**Exercise material**.
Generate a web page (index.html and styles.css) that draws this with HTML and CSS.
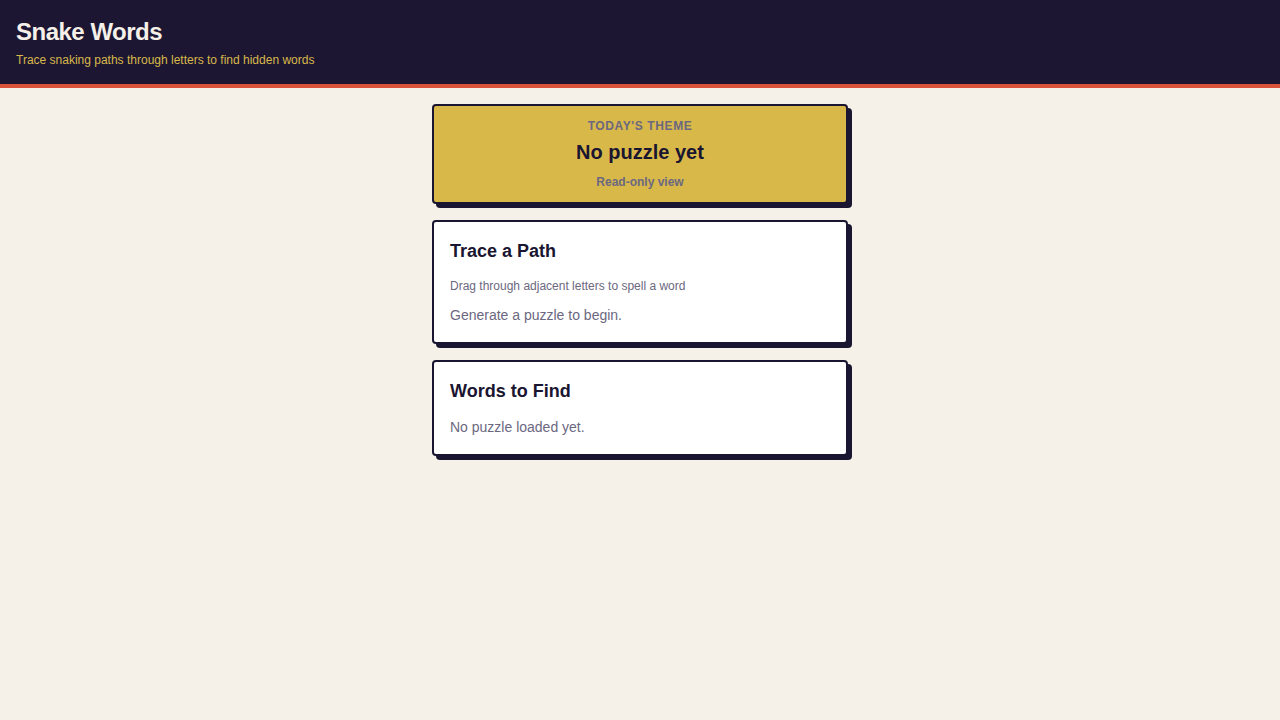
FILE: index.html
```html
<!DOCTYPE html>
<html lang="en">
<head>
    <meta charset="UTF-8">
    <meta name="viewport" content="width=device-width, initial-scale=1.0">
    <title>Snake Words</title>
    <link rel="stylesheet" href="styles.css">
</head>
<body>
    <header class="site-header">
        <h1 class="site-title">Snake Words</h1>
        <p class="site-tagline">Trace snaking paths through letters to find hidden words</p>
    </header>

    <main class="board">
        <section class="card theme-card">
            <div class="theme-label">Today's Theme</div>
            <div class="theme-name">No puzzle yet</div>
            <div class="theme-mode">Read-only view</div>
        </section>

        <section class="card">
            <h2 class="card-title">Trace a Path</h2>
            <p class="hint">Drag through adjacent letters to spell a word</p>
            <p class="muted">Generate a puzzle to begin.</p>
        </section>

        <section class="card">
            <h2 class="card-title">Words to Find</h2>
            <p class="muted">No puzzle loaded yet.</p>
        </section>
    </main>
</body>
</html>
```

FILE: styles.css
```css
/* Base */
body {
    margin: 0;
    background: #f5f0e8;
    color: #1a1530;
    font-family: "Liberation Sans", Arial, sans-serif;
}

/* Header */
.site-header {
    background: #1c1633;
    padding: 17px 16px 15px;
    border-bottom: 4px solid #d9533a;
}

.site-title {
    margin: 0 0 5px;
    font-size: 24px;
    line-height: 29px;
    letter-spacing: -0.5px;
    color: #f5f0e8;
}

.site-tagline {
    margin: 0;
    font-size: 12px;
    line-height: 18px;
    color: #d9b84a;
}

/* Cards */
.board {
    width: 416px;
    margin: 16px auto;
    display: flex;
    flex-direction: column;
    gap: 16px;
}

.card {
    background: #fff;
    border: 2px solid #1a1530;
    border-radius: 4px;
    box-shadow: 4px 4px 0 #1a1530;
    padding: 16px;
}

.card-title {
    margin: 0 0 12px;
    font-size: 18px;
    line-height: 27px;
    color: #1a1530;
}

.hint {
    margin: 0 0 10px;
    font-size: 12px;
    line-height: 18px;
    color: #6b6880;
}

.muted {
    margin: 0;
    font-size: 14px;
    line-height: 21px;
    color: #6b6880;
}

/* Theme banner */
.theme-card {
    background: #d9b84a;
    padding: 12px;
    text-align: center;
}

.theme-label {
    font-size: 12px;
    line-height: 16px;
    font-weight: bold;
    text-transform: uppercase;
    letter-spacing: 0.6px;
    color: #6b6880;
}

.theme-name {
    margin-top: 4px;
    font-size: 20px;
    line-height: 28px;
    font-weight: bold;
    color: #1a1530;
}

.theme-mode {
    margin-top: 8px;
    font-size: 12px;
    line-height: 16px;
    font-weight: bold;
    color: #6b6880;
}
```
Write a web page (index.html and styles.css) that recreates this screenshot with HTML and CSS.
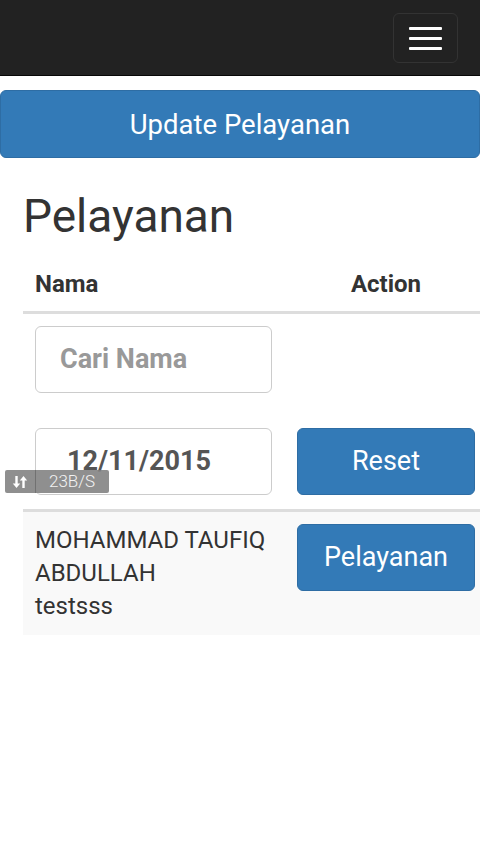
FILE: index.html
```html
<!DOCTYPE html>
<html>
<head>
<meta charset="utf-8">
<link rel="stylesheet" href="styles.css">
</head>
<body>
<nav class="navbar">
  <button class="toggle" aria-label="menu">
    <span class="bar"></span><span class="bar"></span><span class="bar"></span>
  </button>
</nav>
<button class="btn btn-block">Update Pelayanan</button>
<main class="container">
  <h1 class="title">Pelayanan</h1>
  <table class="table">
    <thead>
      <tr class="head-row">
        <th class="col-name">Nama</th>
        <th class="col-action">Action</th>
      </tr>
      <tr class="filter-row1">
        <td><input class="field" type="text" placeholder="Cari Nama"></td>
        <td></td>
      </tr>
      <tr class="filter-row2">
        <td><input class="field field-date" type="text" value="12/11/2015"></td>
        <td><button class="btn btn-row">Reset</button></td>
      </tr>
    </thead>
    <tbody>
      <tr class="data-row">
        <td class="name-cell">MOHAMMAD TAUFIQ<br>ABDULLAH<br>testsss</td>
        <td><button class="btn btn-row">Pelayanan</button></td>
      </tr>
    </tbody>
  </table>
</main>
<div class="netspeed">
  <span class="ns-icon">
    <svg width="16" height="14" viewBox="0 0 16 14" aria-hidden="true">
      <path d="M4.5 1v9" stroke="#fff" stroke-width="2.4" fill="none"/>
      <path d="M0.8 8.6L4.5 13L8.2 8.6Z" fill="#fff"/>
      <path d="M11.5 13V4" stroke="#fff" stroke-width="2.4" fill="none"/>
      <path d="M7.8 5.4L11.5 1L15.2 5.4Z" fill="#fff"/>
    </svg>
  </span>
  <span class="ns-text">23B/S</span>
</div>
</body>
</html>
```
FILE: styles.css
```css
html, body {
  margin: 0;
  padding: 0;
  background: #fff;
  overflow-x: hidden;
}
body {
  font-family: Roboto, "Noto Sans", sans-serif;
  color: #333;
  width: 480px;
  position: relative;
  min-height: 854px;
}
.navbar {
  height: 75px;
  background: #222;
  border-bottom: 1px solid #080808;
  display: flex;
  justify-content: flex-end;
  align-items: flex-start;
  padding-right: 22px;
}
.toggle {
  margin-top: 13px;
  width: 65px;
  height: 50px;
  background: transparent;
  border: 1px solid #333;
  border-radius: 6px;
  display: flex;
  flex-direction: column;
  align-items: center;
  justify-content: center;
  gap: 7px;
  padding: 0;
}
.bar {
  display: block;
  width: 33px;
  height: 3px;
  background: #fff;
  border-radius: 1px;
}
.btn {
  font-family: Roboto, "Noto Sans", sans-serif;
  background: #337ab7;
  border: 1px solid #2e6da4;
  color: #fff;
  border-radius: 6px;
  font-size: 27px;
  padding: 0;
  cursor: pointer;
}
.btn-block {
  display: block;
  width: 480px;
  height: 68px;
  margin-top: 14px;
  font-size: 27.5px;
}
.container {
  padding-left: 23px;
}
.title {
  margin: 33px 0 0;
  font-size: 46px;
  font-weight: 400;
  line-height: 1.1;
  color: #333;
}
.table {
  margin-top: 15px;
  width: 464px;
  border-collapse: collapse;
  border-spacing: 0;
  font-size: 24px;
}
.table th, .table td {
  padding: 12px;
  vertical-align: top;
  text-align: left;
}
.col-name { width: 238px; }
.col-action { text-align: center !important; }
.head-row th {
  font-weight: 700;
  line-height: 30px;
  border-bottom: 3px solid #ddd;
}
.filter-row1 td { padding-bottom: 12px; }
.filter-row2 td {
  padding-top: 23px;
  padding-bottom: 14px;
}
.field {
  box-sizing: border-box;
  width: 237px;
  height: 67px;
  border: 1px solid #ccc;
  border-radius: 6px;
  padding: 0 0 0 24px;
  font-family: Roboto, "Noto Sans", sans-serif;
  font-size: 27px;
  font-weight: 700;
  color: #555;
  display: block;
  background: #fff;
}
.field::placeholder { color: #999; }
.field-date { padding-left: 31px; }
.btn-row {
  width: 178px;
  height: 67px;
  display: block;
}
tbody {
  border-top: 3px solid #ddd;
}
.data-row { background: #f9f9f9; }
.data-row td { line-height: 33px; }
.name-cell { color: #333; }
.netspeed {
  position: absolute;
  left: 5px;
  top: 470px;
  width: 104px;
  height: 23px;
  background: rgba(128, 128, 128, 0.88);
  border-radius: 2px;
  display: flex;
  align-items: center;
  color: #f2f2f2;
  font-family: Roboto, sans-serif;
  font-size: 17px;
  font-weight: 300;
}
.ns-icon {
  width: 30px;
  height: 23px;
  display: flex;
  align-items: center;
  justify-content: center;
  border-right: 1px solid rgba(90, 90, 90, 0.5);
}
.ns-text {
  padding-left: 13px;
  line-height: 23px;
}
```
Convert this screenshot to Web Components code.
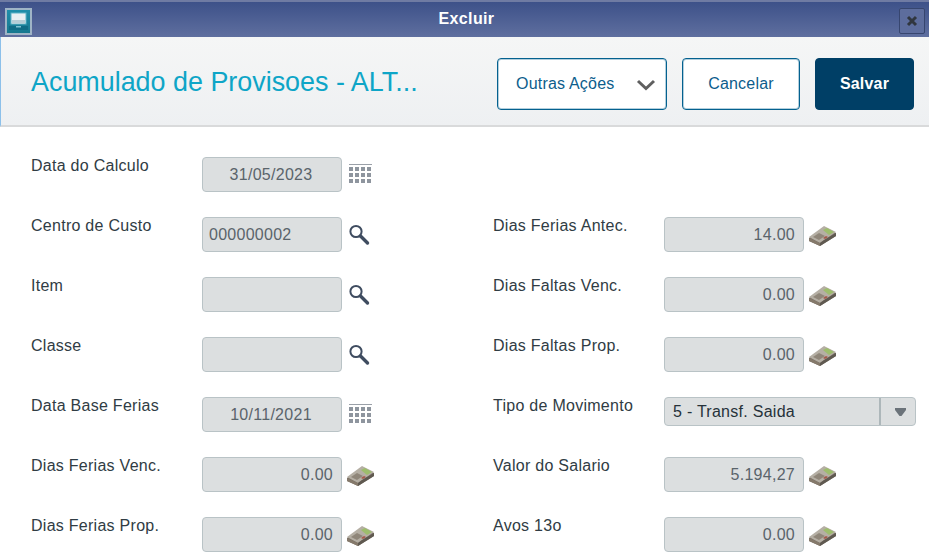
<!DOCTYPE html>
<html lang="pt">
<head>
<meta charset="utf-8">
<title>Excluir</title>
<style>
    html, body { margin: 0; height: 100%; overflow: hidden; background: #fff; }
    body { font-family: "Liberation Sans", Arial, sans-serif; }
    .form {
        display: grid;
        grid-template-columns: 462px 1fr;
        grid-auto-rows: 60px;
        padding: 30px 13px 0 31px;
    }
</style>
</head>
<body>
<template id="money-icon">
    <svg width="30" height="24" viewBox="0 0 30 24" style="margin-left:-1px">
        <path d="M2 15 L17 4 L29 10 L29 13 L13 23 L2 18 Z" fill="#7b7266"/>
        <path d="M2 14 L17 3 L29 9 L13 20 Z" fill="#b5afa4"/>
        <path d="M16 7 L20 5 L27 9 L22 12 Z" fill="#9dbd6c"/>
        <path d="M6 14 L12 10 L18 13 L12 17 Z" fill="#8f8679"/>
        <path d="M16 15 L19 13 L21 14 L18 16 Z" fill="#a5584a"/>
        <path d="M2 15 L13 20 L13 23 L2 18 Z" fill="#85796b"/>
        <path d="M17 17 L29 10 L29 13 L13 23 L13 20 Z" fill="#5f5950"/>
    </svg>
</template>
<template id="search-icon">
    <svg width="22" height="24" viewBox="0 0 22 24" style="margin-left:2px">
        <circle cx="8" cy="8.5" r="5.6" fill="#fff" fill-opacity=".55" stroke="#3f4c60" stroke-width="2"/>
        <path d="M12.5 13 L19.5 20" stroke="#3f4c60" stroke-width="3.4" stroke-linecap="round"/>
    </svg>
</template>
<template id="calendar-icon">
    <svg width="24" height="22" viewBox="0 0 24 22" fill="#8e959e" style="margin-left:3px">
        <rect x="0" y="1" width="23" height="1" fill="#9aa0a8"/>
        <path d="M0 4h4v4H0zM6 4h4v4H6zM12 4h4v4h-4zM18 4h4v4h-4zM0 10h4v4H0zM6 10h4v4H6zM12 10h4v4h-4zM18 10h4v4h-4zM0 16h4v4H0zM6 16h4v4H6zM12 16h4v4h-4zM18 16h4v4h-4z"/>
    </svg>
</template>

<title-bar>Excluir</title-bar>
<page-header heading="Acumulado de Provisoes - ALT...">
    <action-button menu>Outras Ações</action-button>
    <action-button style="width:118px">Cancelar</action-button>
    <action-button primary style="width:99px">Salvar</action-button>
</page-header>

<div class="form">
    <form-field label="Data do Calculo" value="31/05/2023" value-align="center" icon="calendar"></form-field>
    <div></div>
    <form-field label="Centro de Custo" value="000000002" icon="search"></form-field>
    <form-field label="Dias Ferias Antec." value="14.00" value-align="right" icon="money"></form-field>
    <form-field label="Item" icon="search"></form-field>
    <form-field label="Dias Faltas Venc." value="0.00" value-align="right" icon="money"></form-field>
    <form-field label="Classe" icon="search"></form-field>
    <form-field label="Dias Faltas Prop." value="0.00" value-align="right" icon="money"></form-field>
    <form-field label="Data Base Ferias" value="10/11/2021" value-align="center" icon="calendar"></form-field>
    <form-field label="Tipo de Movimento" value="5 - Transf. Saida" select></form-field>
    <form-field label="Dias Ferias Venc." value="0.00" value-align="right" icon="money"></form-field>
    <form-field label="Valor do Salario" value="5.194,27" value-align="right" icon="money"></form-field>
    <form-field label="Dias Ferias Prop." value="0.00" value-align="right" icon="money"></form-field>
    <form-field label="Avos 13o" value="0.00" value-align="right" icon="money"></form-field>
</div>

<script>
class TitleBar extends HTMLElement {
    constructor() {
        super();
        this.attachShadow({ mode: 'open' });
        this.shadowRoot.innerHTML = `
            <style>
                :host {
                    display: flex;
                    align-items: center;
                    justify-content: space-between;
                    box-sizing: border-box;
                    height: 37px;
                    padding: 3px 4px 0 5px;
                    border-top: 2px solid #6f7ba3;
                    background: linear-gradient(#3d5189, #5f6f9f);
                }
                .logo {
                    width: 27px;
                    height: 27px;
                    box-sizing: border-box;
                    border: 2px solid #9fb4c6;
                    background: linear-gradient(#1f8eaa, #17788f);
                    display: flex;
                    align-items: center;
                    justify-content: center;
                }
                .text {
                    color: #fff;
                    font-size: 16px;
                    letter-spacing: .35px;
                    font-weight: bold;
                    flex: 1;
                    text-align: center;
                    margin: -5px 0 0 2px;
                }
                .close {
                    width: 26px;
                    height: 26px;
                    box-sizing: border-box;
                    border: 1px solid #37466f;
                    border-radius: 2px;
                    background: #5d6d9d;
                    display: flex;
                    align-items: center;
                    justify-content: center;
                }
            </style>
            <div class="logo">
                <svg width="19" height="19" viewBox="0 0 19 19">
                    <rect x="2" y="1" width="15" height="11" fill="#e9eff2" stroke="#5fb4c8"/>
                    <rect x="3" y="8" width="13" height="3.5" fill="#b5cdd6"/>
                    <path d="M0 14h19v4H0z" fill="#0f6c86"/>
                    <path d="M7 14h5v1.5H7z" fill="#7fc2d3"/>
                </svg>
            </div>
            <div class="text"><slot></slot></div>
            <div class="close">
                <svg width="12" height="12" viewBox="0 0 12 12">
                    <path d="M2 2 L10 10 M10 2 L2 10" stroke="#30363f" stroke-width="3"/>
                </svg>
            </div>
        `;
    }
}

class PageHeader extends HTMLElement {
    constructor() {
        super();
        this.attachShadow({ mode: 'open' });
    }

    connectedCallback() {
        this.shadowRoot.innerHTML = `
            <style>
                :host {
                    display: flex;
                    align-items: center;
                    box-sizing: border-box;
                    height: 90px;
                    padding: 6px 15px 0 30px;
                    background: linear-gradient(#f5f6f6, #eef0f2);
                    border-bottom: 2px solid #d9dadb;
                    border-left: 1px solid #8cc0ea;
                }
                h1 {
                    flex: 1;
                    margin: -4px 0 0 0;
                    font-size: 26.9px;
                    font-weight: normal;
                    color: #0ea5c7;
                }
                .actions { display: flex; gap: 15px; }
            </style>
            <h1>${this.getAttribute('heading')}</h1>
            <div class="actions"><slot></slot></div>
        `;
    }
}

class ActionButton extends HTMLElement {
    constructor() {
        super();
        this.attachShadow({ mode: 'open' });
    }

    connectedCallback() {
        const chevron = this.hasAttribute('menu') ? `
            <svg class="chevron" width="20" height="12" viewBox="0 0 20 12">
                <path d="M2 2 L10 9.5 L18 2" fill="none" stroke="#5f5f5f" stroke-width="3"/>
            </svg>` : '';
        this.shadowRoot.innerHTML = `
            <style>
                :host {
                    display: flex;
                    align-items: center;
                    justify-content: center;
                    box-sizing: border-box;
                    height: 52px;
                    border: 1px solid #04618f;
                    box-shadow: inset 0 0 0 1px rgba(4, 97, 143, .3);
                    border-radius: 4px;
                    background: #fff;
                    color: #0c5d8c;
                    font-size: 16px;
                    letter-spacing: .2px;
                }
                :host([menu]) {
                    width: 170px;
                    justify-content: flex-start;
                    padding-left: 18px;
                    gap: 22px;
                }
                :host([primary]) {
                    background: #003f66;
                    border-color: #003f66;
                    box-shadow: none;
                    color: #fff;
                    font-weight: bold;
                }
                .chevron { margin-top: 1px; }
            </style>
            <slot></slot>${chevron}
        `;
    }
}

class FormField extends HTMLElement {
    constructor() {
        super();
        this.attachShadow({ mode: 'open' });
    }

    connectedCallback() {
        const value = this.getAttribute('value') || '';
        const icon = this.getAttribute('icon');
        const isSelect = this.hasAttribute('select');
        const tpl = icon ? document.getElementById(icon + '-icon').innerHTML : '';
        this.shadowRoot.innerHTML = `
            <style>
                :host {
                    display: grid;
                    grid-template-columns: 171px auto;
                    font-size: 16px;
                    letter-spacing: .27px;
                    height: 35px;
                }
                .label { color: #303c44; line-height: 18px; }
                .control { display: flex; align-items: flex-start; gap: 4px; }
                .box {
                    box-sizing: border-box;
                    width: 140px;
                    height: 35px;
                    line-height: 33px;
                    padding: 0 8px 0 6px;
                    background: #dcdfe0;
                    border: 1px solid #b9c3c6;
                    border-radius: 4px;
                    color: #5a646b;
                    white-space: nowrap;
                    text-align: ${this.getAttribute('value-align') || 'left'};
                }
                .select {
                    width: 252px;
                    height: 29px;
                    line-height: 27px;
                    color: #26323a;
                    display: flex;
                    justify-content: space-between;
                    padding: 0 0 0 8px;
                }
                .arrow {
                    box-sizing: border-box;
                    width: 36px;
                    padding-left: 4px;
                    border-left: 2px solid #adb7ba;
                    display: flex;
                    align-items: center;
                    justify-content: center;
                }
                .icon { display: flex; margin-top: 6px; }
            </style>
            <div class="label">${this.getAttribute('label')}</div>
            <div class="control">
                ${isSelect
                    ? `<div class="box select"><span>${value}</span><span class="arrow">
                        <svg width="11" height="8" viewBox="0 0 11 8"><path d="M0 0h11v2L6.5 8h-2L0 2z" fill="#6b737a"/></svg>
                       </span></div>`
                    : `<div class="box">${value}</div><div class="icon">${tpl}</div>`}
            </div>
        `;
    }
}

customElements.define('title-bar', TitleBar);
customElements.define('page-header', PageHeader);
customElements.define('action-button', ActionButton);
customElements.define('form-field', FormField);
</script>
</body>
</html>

**Given exercise**.
Your task is to list each line of the records with the word "styles".

**The result**.
Generate a web page (index.html and styles.css) that draws this with HTML and CSS.
    <link rel="stylesheet" href="styles.css">
FILE: styles.css
Write a web page (index.html and styles.css) that recreates this screenshot with HTML and CSS.
<link rel="stylesheet" href="styles.css">
FILE: styles.css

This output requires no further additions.